▶ _Objective_
Drop every picture and give the entries back exactly.

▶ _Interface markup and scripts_
##############################

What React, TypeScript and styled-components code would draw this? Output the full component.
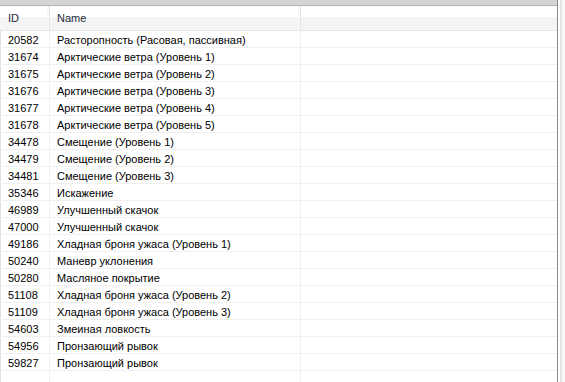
import React from "react";
import styled, { createGlobalStyle } from "styled-components";

const Global = createGlobalStyle`
  html, body { margin: 0; padding: 0; background: #ffffff; }
  body { font-family: "Liberation Sans", Arial, sans-serif; }
`;

const rows: [string, string][] = [
  ["20582", "Расторопность (Расовая, пассивная)"],
  ["31674", "Арктические ветра (Уровень 1)"],
  ["31675", "Арктические ветра (Уровень 2)"],
  ["31676", "Арктические ветра (Уровень 3)"],
  ["31677", "Арктические ветра (Уровень 4)"],
  ["31678", "Арктические ветра (Уровень 5)"],
  ["34478", "Смещение (Уровень 1)"],
  ["34479", "Смещение (Уровень 2)"],
  ["34481", "Смещение (Уровень 3)"],
  ["35346", "Искажение"],
  ["46989", "Улучшенный скачок"],
  ["47000", "Улучшенный скачок"],
  ["49186", "Хладная броня ужаса (Уровень 1)"],
  ["50240", "Маневр уклонения"],
  ["50280", "Масляное покрытие"],
  ["51108", "Хладная броня ужаса (Уровень 2)"],
  ["51109", "Хладная броня ужаса (Уровень 3)"],
  ["54603", "Змеиная ловкость"],
  ["54956", "Пронзающий рывок"],
  ["59827", "Пронзающий рывок"],
];

const Page = styled.div`
  width: 565px;
  height: 382px;
  display: flex;
  background: #ffffff;
  overflow: hidden;
`;

const ListFrame = styled.div`
  width: 557px;
  height: 382px;
  display: flex;
  flex-direction: column;
  border-right: 1px solid #8a8a8a;
  box-shadow: inset 1px 0 0 #e0e0e0;
`;

const TopBand = styled.div`
  height: 5px;
  background: #d4d4d4;
  border-bottom: 1px solid #b4b4b4;
  flex-shrink: 0;
`;

const Grid = styled.div`
  display: grid;
  grid-template-columns: 50px 251px 1fr;
`;

const HeaderRow = styled(Grid)`
  height: 24px;
  background: linear-gradient(#ffffff 0, #ffffff 11px, #f3f4f6 11px, #f3f4f6 100%);
  border-bottom: 1px solid #e5e5e5;
  flex-shrink: 0;
`;

const HeaderCell = styled.div<{ $pad: number }>`
  display: flex;
  align-items: center;
  padding-left: ${(p) => p.$pad}px;
  font-size: 11px;
  color: #1e2a3a;
  border-right: 1px solid #e5e5e5;
  box-shadow: inset -2px 0 0 #f8f8f8;
  &:last-child { border-right: none; box-shadow: none; }
`;

const Row = styled(Grid)`
  height: 16px;
  border-bottom: 1px solid #f0f0f0;
  flex-shrink: 0;
`;

const Cell = styled.div<{ $pad: number }>`
  display: flex;
  align-items: center;
  padding-left: ${(p) => p.$pad}px;
  padding-top: 1px;
  font-size: 11px;
  color: #000000;
  white-space: nowrap;
  border-right: 1px solid #f0f0f0;
  &:last-child { border-right: none; }
`;

const Filler = styled(Grid)`
  flex: 1;
`;

const FillCell = styled.div`
  border-right: 1px solid #f0f0f0;
  &:last-child { border-right: none; }
`;

const RightStrip = styled.div`
  flex: 1;
  background: #f7f7f7;
  border-left: 2px solid #ffffff;
  box-shadow: inset 2px 0 0 #e4e4e4;
`;

export default function App() {
  return (
    <>
      <Global />
      <Page>
        <ListFrame>
          <TopBand />
          <HeaderRow>
            <HeaderCell $pad={8}>ID</HeaderCell>
            <HeaderCell $pad={7}>Name</HeaderCell>
            <HeaderCell $pad={6} />
          </HeaderRow>
          {rows.map(([id, name]) => (
            <Row key={id}>
              <Cell $pad={8}>{id}</Cell>
              <Cell $pad={7}>{name}</Cell>
              <Cell $pad={6} />
            </Row>
          ))}
          <Filler>
            <FillCell />
            <FillCell />
            <FillCell />
          </Filler>
        </ListFrame>
        <RightStrip />
      </Page>
    </>
  );
}
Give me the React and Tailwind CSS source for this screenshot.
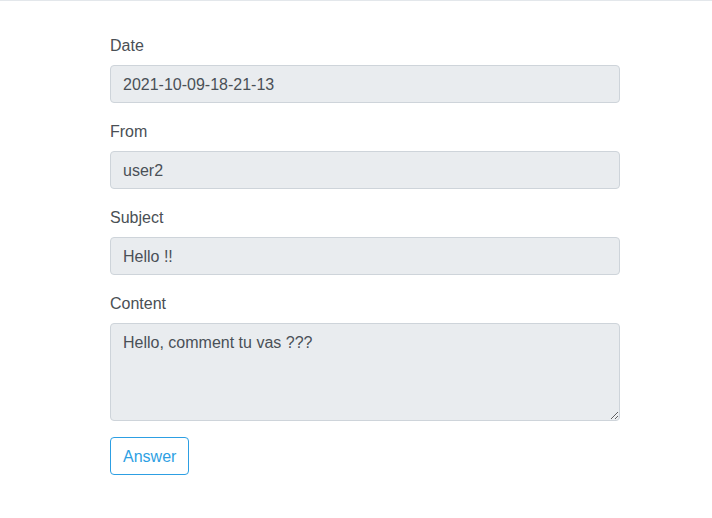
export default function App() {
  const fields = [
    { label: "Date", value: "2021-10-09-18-21-13" },
    { label: "From", value: "user2" },
    { label: "Subject", value: "Hello !!" },
  ];
  return (
    <div className="min-h-[518px] bg-white border-t border-[#e3e7eb] font-['Liberation_Sans',Arial,sans-serif] text-base">
      <div className="ml-[110px] w-[510px] pt-8">
        {fields.map((f) => (
          <div key={f.label} className="mb-4">
            <label className="block pt-px mb-[7px] leading-6 text-[#4a4f55]">{f.label}</label>
            <input
              readOnly
              value={f.value}
              className="block w-full h-[38px] px-3 pt-[7px] pb-[5px] rounded border border-[#ced4da] bg-[#e9ecef] text-[#495057] leading-6 outline-none"
            />
          </div>
        ))}
        <div className="mb-4">
          <label className="block pt-px mb-[7px] leading-6 text-[#4a4f55]">Content</label>
          <textarea
            readOnly
            value="Hello, comment tu vas ???"
            className="block w-full h-[98px] px-3 pt-[7px] pb-1 rounded border border-[#ced4da] bg-[#e9ecef] text-[#495057] leading-6 outline-none resize-y"
          />
        </div>
        <button className="h-[38px] px-3 pt-[7px] pb-[5px] rounded border border-[#2d9fe3] text-[#2d9fe3] leading-6 bg-white">
          Answer
        </button>
      </div>
    </div>
  );
}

##############################

▶ _Solution for this exercise_
What React, TypeScript and styled-components code would draw this? Output the full component.
import React from "react";
import styled, { createGlobalStyle } from "styled-components";

const Global = createGlobalStyle`
  html, body { margin: 0; padding: 0; background: #ffffff; }
  body { font-family: "Liberation Sans", Arial, sans-serif; }
`;

const rows: [string, string][] = [
  ["20582", "Расторопность (Расовая, пассивная)"],
  ["31674", "Арктические ветра (Уровень 1)"],
  ["31675", "Арктические ветра (Уровень 2)"],
  ["31676", "Арктические ветра (Уровень 3)"],
  ["31677", "Арктические ветра (Уровень 4)"],
  ["31678", "Арктические ветра (Уровень 5)"],
  ["34478", "Смещение (Уровень 1)"],
  ["34479", "Смещение (Уровень 2)"],
  ["34481", "Смещение (Уровень 3)"],
  ["35346", "Искажение"],
  ["46989", "Улучшенный скачок"],
  ["47000", "Улучшенный скачок"],
  ["49186", "Хладная броня ужаса (Уровень 1)"],
  ["50240", "Маневр уклонения"],
  ["50280", "Масляное покрытие"],
  ["51108", "Хладная броня ужаса (Уровень 2)"],
  ["51109", "Хладная броня ужаса (Уровень 3)"],
  ["54603", "Змеиная ловкость"],
  ["54956", "Пронзающий рывок"],
  ["59827", "Пронзающий рывок"],
];

const Page = styled.div`
  width: 565px;
  height: 382px;
  display: flex;
  background: #ffffff;
  overflow: hidden;
`;

const ListFrame = styled.div`
  width: 557px;
  height: 382px;
  display: flex;
  flex-direction: column;
  border-right: 1px solid #8a8a8a;
  box-shadow: inset 1px 0 0 #e0e0e0;
`;

const TopBand = styled.div`
  height: 5px;
  background: #d4d4d4;
  border-bottom: 1px solid #b4b4b4;
  flex-shrink: 0;
`;

const Grid = styled.div`
  display: grid;
  grid-template-columns: 50px 251px 1fr;
`;

const HeaderRow = styled(Grid)`
  height: 24px;
  background: linear-gradient(#ffffff 0, #ffffff 11px, #f3f4f6 11px, #f3f4f6 100%);
  border-bottom: 1px solid #e5e5e5;
  flex-shrink: 0;
`;

const HeaderCell = styled.div<{ $pad: number }>`
  display: flex;
  align-items: center;
  padding-left: ${(p) => p.$pad}px;
  font-size: 11px;
  color: #1e2a3a;
  border-right: 1px solid #e5e5e5;
  box-shadow: inset -2px 0 0 #f8f8f8;
  &:last-child { border-right: none; box-shadow: none; }
`;

const Row = styled(Grid)`
  height: 16px;
  border-bottom: 1px solid #f0f0f0;
  flex-shrink: 0;
`;

const Cell = styled.div<{ $pad: number }>`
  display: flex;
  align-items: center;
  padding-left: ${(p) => p.$pad}px;
  padding-top: 1px;
  font-size: 11px;
  color: #000000;
  white-space: nowrap;
  border-right: 1px solid #f0f0f0;
  &:last-child { border-right: none; }
`;

const Filler = styled(Grid)`
  flex: 1;
`;

const FillCell = styled.div`
  border-right: 1px solid #f0f0f0;
  &:last-child { border-right: none; }
`;

const RightStrip = styled.div`
  flex: 1;
  background: #f7f7f7;
  border-left: 2px solid #ffffff;
  box-shadow: inset 2px 0 0 #e4e4e4;
`;

export default function App() {
  return (
    <>
      <Global />
      <Page>
        <ListFrame>
          <TopBand />
          <HeaderRow>
            <HeaderCell $pad={8}>ID</HeaderCell>
            <HeaderCell $pad={7}>Name</HeaderCell>
            <HeaderCell $pad={6} />
          </HeaderRow>
          {rows.map(([id, name]) => (
            <Row key={id}>
              <Cell $pad={8}>{id}</Cell>
              <Cell $pad={7}>{name}</Cell>
              <Cell $pad={6} />
            </Row>
          ))}
          <Filler>
            <FillCell />
            <FillCell />
            <FillCell />
          </Filler>
        </ListFrame>
        <RightStrip />
      </Page>
    </>
  );
}
Give me the React and Tailwind CSS source for this screenshot.
export default function App() {
  const fields = [
    { label: "Date", value: "2021-10-09-18-21-13" },
    { label: "From", value: "user2" },
    { label: "Subject", value: "Hello !!" },
  ];
  return (
    <div className="min-h-[518px] bg-white border-t border-[#e3e7eb] font-['Liberation_Sans',Arial,sans-serif] text-base">
      <div className="ml-[110px] w-[510px] pt-8">
        {fields.map((f) => (
          <div key={f.label} className="mb-4">
            <label className="block pt-px mb-[7px] leading-6 text-[#4a4f55]">{f.label}</label>
            <input
              readOnly
              value={f.value}
              className="block w-full h-[38px] px-3 pt-[7px] pb-[5px] rounded border border-[#ced4da] bg-[#e9ecef] text-[#495057] leading-6 outline-none"
            />
          </div>
        ))}
        <div className="mb-4">
          <label className="block pt-px mb-[7px] leading-6 text-[#4a4f55]">Content</label>
          <textarea
            readOnly
            value="Hello, comment tu vas ???"
            className="block w-full h-[98px] px-3 pt-[7px] pb-1 rounded border border-[#ced4da] bg-[#e9ecef] text-[#495057] leading-6 outline-none resize-y"
          />
        </div>
        <button className="h-[38px] px-3 pt-[7px] pb-[5px] rounded border border-[#2d9fe3] text-[#2d9fe3] leading-6 bg-white">
          Answer
        </button>
      </div>
    </div>
  );
}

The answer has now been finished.